→ WRITTEN PROBLEM
Locate the word "TypeScript" in the data below, then copy every line that holds it.

→ GIVEN RECORDS
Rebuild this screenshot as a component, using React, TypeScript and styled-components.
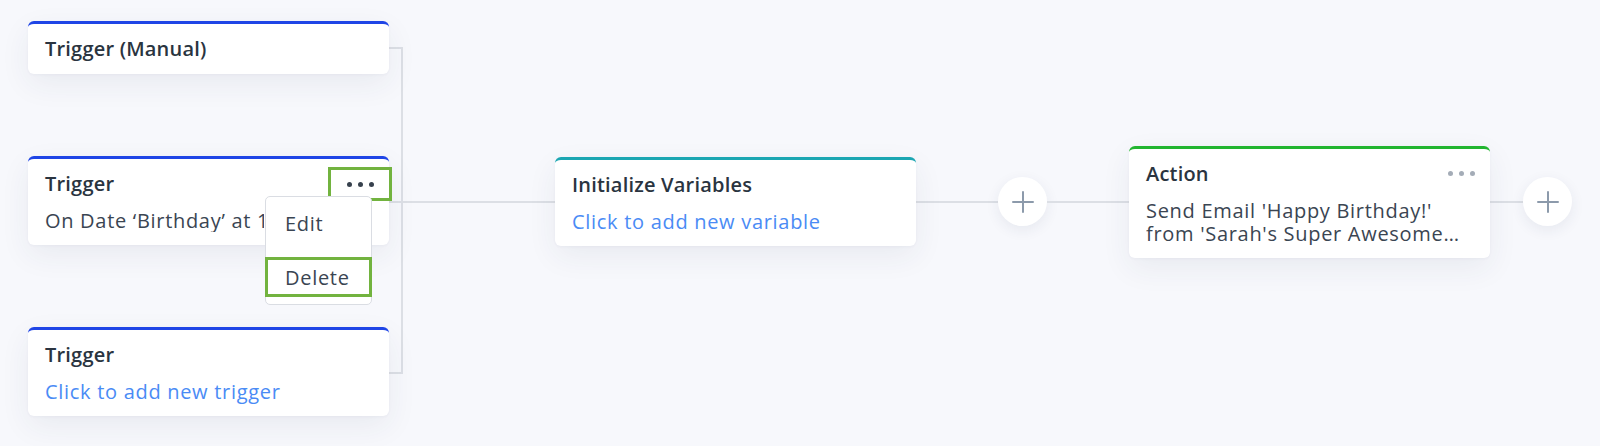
==
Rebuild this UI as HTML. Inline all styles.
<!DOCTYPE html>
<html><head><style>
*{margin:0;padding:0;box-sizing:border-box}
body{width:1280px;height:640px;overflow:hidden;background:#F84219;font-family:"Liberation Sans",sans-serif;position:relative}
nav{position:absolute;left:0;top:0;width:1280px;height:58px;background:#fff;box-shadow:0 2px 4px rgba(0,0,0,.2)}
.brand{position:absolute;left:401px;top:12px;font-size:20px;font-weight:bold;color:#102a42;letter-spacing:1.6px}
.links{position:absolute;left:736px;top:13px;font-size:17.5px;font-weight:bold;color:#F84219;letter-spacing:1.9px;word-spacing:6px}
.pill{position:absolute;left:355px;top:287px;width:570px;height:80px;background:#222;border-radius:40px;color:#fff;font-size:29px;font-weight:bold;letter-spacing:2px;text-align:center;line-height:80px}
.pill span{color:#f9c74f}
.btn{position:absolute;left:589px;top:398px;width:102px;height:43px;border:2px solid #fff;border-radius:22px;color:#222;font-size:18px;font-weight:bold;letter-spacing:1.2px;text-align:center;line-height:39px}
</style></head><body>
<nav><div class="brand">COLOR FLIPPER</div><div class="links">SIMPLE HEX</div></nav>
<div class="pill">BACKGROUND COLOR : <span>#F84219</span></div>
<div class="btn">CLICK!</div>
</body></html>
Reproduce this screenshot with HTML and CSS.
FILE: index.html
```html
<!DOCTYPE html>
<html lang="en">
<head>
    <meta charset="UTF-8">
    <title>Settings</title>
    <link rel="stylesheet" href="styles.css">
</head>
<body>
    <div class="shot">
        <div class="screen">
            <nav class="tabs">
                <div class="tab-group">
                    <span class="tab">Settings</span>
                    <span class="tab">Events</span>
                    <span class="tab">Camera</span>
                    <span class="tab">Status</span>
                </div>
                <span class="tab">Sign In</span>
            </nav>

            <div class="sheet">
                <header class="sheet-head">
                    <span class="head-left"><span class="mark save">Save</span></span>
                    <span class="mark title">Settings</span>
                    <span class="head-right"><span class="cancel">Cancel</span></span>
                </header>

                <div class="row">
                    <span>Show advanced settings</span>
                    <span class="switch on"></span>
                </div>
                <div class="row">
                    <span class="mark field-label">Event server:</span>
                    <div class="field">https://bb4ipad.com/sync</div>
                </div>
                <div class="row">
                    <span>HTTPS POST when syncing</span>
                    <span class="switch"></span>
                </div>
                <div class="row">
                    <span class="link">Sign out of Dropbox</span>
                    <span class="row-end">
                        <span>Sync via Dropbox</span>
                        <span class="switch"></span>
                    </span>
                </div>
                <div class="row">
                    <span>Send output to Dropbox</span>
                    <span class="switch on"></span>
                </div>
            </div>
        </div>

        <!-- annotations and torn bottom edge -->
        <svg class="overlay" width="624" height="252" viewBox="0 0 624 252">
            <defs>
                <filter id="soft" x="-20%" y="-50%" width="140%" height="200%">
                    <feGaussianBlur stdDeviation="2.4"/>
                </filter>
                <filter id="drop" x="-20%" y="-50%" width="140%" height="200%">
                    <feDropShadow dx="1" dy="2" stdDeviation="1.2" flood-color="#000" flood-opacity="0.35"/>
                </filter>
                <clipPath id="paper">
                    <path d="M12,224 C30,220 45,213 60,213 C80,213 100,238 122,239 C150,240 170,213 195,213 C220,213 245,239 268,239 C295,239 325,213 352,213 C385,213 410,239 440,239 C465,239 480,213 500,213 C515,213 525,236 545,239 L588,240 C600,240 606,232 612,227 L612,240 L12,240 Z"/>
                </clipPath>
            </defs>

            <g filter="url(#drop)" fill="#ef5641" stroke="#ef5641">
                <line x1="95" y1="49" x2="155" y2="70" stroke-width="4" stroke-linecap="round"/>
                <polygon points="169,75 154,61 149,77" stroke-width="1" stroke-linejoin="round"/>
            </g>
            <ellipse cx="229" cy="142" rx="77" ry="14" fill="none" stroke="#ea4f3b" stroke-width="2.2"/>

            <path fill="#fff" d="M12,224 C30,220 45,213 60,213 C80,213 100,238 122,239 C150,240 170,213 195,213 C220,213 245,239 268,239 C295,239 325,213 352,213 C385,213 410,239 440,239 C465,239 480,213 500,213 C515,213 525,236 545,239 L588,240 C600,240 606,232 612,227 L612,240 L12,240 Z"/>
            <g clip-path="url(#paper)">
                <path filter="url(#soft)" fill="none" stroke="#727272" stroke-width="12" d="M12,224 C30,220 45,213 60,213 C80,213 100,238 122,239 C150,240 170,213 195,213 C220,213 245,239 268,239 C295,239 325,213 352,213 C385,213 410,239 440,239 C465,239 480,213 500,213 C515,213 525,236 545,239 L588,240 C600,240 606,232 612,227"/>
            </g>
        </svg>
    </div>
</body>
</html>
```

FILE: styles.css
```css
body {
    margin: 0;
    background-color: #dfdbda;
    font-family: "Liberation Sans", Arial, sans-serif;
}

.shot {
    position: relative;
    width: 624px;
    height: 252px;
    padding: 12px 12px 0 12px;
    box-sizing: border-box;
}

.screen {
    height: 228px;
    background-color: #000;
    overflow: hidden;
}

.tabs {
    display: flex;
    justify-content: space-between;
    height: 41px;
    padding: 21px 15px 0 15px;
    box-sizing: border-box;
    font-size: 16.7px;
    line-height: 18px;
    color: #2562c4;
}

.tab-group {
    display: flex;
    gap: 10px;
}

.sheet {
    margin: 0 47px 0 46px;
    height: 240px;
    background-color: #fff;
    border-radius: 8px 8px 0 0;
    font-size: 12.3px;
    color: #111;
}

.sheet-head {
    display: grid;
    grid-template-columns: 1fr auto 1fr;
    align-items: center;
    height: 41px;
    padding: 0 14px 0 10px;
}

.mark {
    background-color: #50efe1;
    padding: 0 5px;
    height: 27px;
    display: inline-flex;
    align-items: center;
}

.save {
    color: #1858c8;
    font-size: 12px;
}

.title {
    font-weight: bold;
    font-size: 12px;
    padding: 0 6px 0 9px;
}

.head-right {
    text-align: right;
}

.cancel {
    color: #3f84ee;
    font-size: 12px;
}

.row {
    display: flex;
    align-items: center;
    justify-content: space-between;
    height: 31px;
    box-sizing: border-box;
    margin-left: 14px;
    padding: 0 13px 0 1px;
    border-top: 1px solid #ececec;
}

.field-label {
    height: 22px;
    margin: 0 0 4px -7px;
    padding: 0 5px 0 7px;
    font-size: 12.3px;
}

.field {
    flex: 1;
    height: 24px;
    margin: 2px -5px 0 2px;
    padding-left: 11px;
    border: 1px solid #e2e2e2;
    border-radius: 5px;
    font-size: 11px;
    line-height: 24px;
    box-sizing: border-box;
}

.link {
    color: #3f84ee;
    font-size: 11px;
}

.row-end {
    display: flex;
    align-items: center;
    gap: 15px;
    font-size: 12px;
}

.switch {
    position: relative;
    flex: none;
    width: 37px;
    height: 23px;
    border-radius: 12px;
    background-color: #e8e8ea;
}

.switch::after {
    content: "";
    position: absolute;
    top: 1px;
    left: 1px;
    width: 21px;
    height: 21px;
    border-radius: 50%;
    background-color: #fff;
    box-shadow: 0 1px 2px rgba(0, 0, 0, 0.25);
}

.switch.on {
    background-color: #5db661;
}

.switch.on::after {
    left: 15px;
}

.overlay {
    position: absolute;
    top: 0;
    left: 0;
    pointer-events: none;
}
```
==
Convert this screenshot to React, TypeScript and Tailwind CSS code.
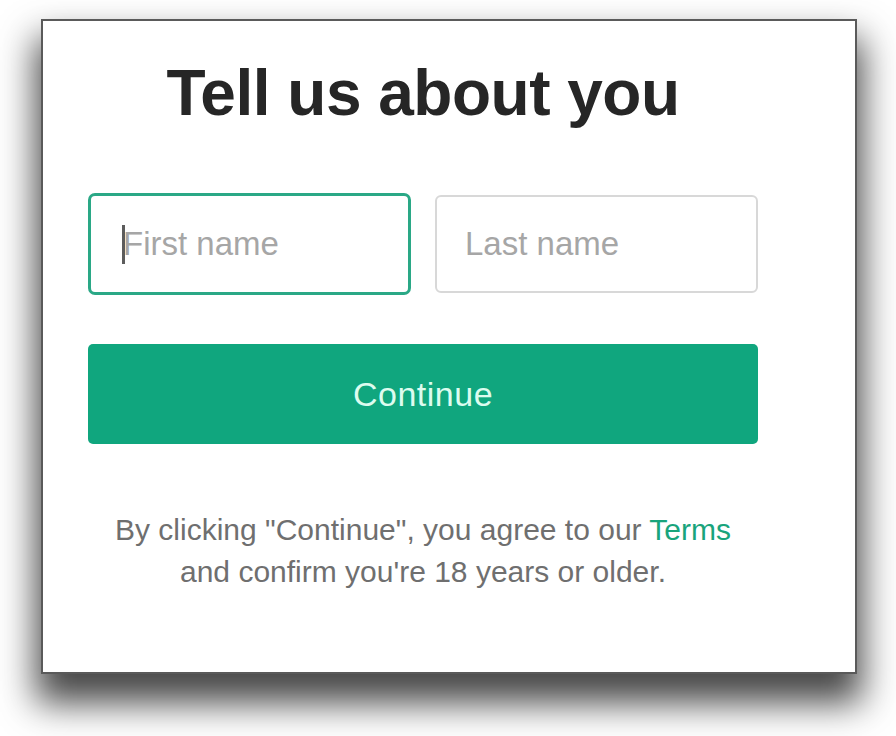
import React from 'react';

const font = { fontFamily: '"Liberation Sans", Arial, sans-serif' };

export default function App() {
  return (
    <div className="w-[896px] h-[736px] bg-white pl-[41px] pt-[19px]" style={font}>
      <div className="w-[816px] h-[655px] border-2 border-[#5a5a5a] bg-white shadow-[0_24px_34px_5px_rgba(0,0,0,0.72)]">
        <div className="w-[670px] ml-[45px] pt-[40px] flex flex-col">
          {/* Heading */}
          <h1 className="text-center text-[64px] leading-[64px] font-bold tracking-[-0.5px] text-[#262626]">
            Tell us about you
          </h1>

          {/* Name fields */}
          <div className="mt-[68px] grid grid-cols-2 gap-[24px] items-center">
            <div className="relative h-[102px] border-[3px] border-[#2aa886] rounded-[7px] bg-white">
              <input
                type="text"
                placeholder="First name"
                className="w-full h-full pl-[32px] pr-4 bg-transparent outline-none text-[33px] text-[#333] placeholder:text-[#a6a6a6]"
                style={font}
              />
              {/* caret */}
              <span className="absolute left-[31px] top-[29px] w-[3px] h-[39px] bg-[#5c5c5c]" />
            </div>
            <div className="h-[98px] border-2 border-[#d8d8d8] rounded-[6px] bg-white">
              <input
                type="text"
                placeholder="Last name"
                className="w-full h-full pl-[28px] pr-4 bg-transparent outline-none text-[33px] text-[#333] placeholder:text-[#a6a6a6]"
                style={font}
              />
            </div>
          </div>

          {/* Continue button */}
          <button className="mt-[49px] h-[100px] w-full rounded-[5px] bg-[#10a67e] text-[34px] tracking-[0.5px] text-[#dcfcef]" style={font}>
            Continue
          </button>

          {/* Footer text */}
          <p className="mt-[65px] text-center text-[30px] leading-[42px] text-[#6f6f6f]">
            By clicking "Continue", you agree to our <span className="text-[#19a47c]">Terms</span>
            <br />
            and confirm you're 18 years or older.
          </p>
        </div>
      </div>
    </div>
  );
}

→ RESPONSE TO THIS TASK
Rebuild this screenshot as a component, using React, TypeScript and styled-components.
Convert this screenshot to React, TypeScript and Tailwind CSS code.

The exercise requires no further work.